#### [BRIEF]
An exact copy of all the data is required, with pictures left out.

— begin COLLECTED DATA —

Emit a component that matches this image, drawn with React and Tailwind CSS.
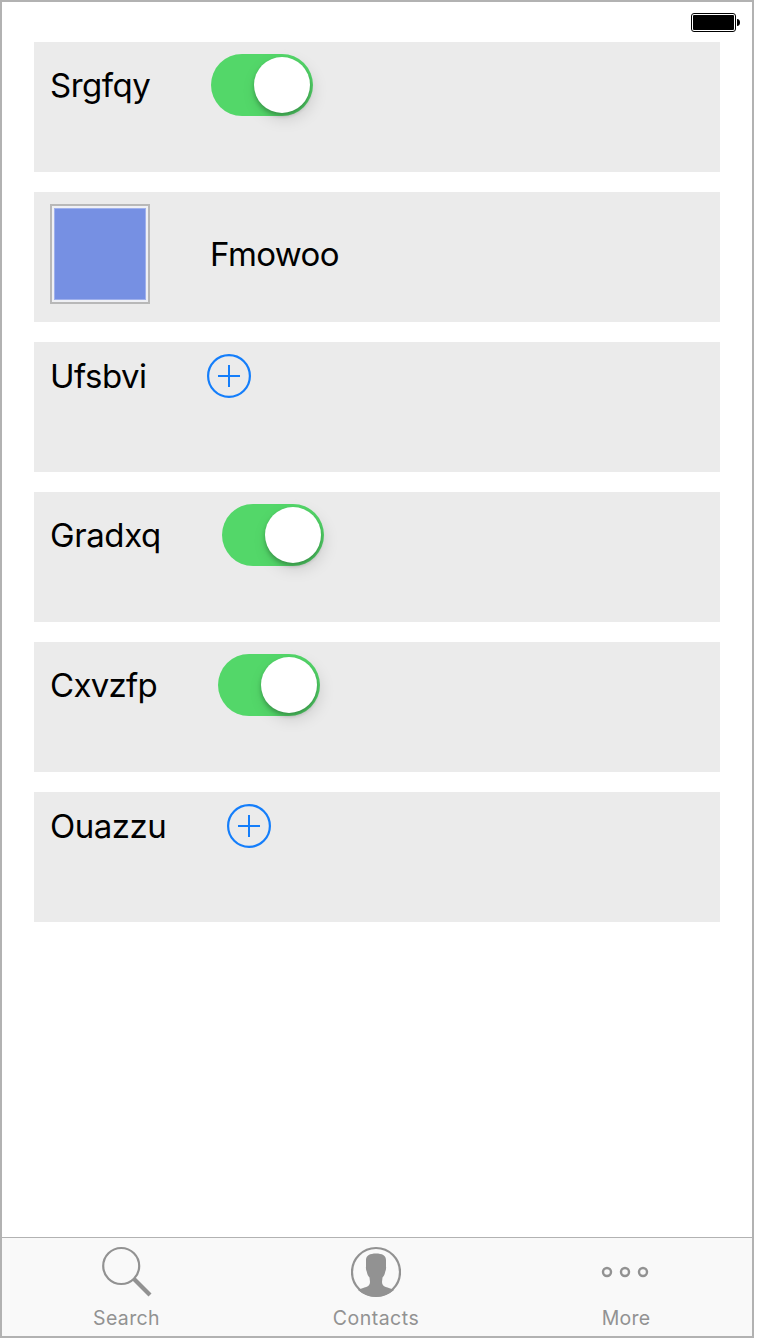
import React from "react";

function Toggle() {
  return (
    <div className="flex h-[62px] w-[102px] items-center justify-end rounded-full bg-[#53d769] pr-[3px]">
      <div className="size-14 rounded-full bg-white shadow-[3px_6px_16px_rgba(0,0,0,0.13),0_3px_4px_rgba(0,0,0,0.24)]" />
    </div>
  );
}

function AddButton() {
  return (
    <svg className="size-11" viewBox="0 0 44 44" fill="none" stroke="#147efb" strokeWidth="2">
      <circle cx="22" cy="22" r="20.900" strokeWidth="2.200" />
      <path d="M11 22H33M22 11V33" />
    </svg>
  );
}

function Swatch() {
  return (
    <div className="size-[100px] border-2 border-[#b8b8b8] bg-[#eff0f4] p-[2px]">
      <div className="size-full border border-[#9fb0ec] bg-[#7690e3]" />
    </div>
  );
}

function Label({ children, className }) {
  return (
    <span className={`block shrink-0 whitespace-nowrap text-[33px] leading-10 text-black ${className}`}>
      {children}
    </span>
  );
}

function Row({ children }) {
  return (
    <div className="h-[130px] bg-[#ebebeb] pt-3 pl-4">
      <div className="flex items-center">{children}</div>
    </div>
  );
}

function Tab({ icon, label, className }) {
  return (
    <div className="flex flex-1 flex-col items-center pt-2">
      <div className="flex h-[52px] items-center">{icon}</div>
      <span className={`mt-2 text-[19.5px] leading-6 ${className}`}>{label}</span>
    </div>
  );
}

const searchIcon = (
  <svg className="h-[52px] w-[50px]" viewBox="0 0 50 52" fill="none" stroke="#929292">
    <circle cx="19.200" cy="20" r="18" strokeWidth="2.200" />
    <path d="M32 33L48 49" strokeWidth="4.200" />
  </svg>
);

const contactsIcon = (
  <svg className="h-[52px] w-[50px]" viewBox="0 0 50 52">
    <circle cx="25" cy="26" r="24" fill="none" stroke="#929292" strokeWidth="2.200" />
    <path
      fill="#929292"
      d="M15 14C15 9.500 19 7.500 25 7.500C31 7.500 35 9.500 35 14V20.500C35.300 22 35 24 34.300 25.500C33.800 28 33 30 31.500 31.500L31 36C31 41.500 37 41 43 44C38 48.500 31.500 50.500 25 50.500C18.500 50.500 12 48.500 7 44C13 41 19 41.500 19 36L18.500 31.500C17 30 16.200 28 15.700 25.500C15 24 14.700 22 15 20.500Z"
    />
  </svg>
);

const moreIcon = (
  <svg className="h-[52px] w-[50px]" viewBox="0 0 50 52" fill="none" stroke="#929292" strokeWidth="2.400">
    <circle cx="6" cy="26" r="4" />
    <circle cx="24" cy="26" r="4" />
    <circle cx="42" cy="26" r="4" />
  </svg>
);

export default function App() {
  return (
    <div className="h-[1340px] w-[760px] bg-white font-['Inter',sans-serif]">
      <div className="flex h-[1338px] w-[754px] flex-col border-2 border-[#b2b2b2] bg-white">
        <div className="flex h-10 shrink-0 justify-end pt-[11px] pr-3">
          <svg className="h-[19px] w-[49px]" viewBox="0 0 49 19">
            <rect x="0.500" y="0.500" width="44" height="18" rx="2.500" fill="none" stroke="#000" />
            <rect x="2" y="2" width="41" height="15" rx="1" fill="#000" />
            <path d="M46 6C48 6 49 7.500 49 9.500S48 13 46 13Z" fill="#000" />
          </svg>
        </div>
        <div className="flex flex-1 flex-col gap-5 pr-8 pl-8">
          <Row>
            <Label className="w-[161px] tracking-[-0.5px]">Srgfqy</Label>
            <Toggle />
          </Row>
          <Row>
            <Swatch />
            <Label className="ml-[60px] tracking-[-0.6px]">Fmowoo</Label>
          </Row>
          <Row>
            <Label className="w-[157px] tracking-[-0.5px]">Ufsbvi</Label>
            <AddButton />
          </Row>
          <Row>
            <Label className="w-[172px] tracking-[-0.4px]">Gradxq</Label>
            <Toggle />
          </Row>
          <Row>
            <Label className="w-[168px] tracking-[-0.7px]">Cxvzfp</Label>
            <Toggle />
          </Row>
          <Row>
            <Label className="w-[177px] tracking-[-0.5px]">Ouazzu</Label>
            <AddButton />
          </Row>
        </div>
        <div className="grid h-[99px] shrink-0 grid-cols-[249px_250px_250px] border-t border-[#b2b2b2] bg-[#f9f9f9] text-[#929292]">
          <Tab icon={searchIcon} label="Search" className="tracking-[0.35px]" />
          <Tab icon={contactsIcon} label="Contacts" className="tracking-[0.5px]" />
          <Tab icon={moreIcon} label="More" className="tracking-[0.2px]" />
        </div>
      </div>
    </div>
  );
}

— end COLLECTED DATA —

#### [FULL SOLUTION]
Emit a component that matches this image, drawn with React and Tailwind CSS.
import React from "react";

function Toggle() {
  return (
    <div className="flex h-[62px] w-[102px] items-center justify-end rounded-full bg-[#53d769] pr-[3px]">
      <div className="size-14 rounded-full bg-white shadow-[3px_6px_16px_rgba(0,0,0,0.13),0_3px_4px_rgba(0,0,0,0.24)]" />
    </div>
  );
}

function AddButton() {
  return (
    <svg className="size-11" viewBox="0 0 44 44" fill="none" stroke="#147efb" strokeWidth="2">
      <circle cx="22" cy="22" r="20.900" strokeWidth="2.200" />
      <path d="M11 22H33M22 11V33" />
    </svg>
  );
}

function Swatch() {
  return (
    <div className="size-[100px] border-2 border-[#b8b8b8] bg-[#eff0f4] p-[2px]">
      <div className="size-full border border-[#9fb0ec] bg-[#7690e3]" />
    </div>
  );
}

function Label({ children, className }) {
  return (
    <span className={`block shrink-0 whitespace-nowrap text-[33px] leading-10 text-black ${className}`}>
      {children}
    </span>
  );
}

function Row({ children }) {
  return (
    <div className="h-[130px] bg-[#ebebeb] pt-3 pl-4">
      <div className="flex items-center">{children}</div>
    </div>
  );
}

function Tab({ icon, label, className }) {
  return (
    <div className="flex flex-1 flex-col items-center pt-2">
      <div className="flex h-[52px] items-center">{icon}</div>
      <span className={`mt-2 text-[19.5px] leading-6 ${className}`}>{label}</span>
    </div>
  );
}

const searchIcon = (
  <svg className="h-[52px] w-[50px]" viewBox="0 0 50 52" fill="none" stroke="#929292">
    <circle cx="19.200" cy="20" r="18" strokeWidth="2.200" />
    <path d="M32 33L48 49" strokeWidth="4.200" />
  </svg>
);

const contactsIcon = (
  <svg className="h-[52px] w-[50px]" viewBox="0 0 50 52">
    <circle cx="25" cy="26" r="24" fill="none" stroke="#929292" strokeWidth="2.200" />
    <path
      fill="#929292"
      d="M15 14C15 9.500 19 7.500 25 7.500C31 7.500 35 9.500 35 14V20.500C35.300 22 35 24 34.300 25.500C33.800 28 33 30 31.500 31.500L31 36C31 41.500 37 41 43 44C38 48.500 31.500 50.500 25 50.500C18.500 50.500 12 48.500 7 44C13 41 19 41.500 19 36L18.500 31.500C17 30 16.200 28 15.700 25.500C15 24 14.700 22 15 20.500Z"
    />
  </svg>
);

const moreIcon = (
  <svg className="h-[52px] w-[50px]" viewBox="0 0 50 52" fill="none" stroke="#929292" strokeWidth="2.400">
    <circle cx="6" cy="26" r="4" />
    <circle cx="24" cy="26" r="4" />
    <circle cx="42" cy="26" r="4" />
  </svg>
);

export default function App() {
  return (
    <div className="h-[1340px] w-[760px] bg-white font-['Inter',sans-serif]">
      <div className="flex h-[1338px] w-[754px] flex-col border-2 border-[#b2b2b2] bg-white">
        <div className="flex h-10 shrink-0 justify-end pt-[11px] pr-3">
          <svg className="h-[19px] w-[49px]" viewBox="0 0 49 19">
            <rect x="0.500" y="0.500" width="44" height="18" rx="2.500" fill="none" stroke="#000" />
            <rect x="2" y="2" width="41" height="15" rx="1" fill="#000" />
            <path d="M46 6C48 6 49 7.500 49 9.500S48 13 46 13Z" fill="#000" />
          </svg>
        </div>
        <div className="flex flex-1 flex-col gap-5 pr-8 pl-8">
          <Row>
            <Label className="w-[161px] tracking-[-0.5px]">Srgfqy</Label>
            <Toggle />
          </Row>
          <Row>
            <Swatch />
            <Label className="ml-[60px] tracking-[-0.6px]">Fmowoo</Label>
          </Row>
          <Row>
            <Label className="w-[157px] tracking-[-0.5px]">Ufsbvi</Label>
            <AddButton />
          </Row>
          <Row>
            <Label className="w-[172px] tracking-[-0.4px]">Gradxq</Label>
            <Toggle />
          </Row>
          <Row>
            <Label className="w-[168px] tracking-[-0.7px]">Cxvzfp</Label>
            <Toggle />
          </Row>
          <Row>
            <Label className="w-[177px] tracking-[-0.5px]">Ouazzu</Label>
            <AddButton />
          </Row>
        </div>
        <div className="grid h-[99px] shrink-0 grid-cols-[249px_250px_250px] border-t border-[#b2b2b2] bg-[#f9f9f9] text-[#929292]">
          <Tab icon={searchIcon} label="Search" className="tracking-[0.35px]" />
          <Tab icon={contactsIcon} label="Contacts" className="tracking-[0.5px]" />
          <Tab icon={moreIcon} label="More" className="tracking-[0.2px]" />
        </div>
      </div>
    </div>
  );
}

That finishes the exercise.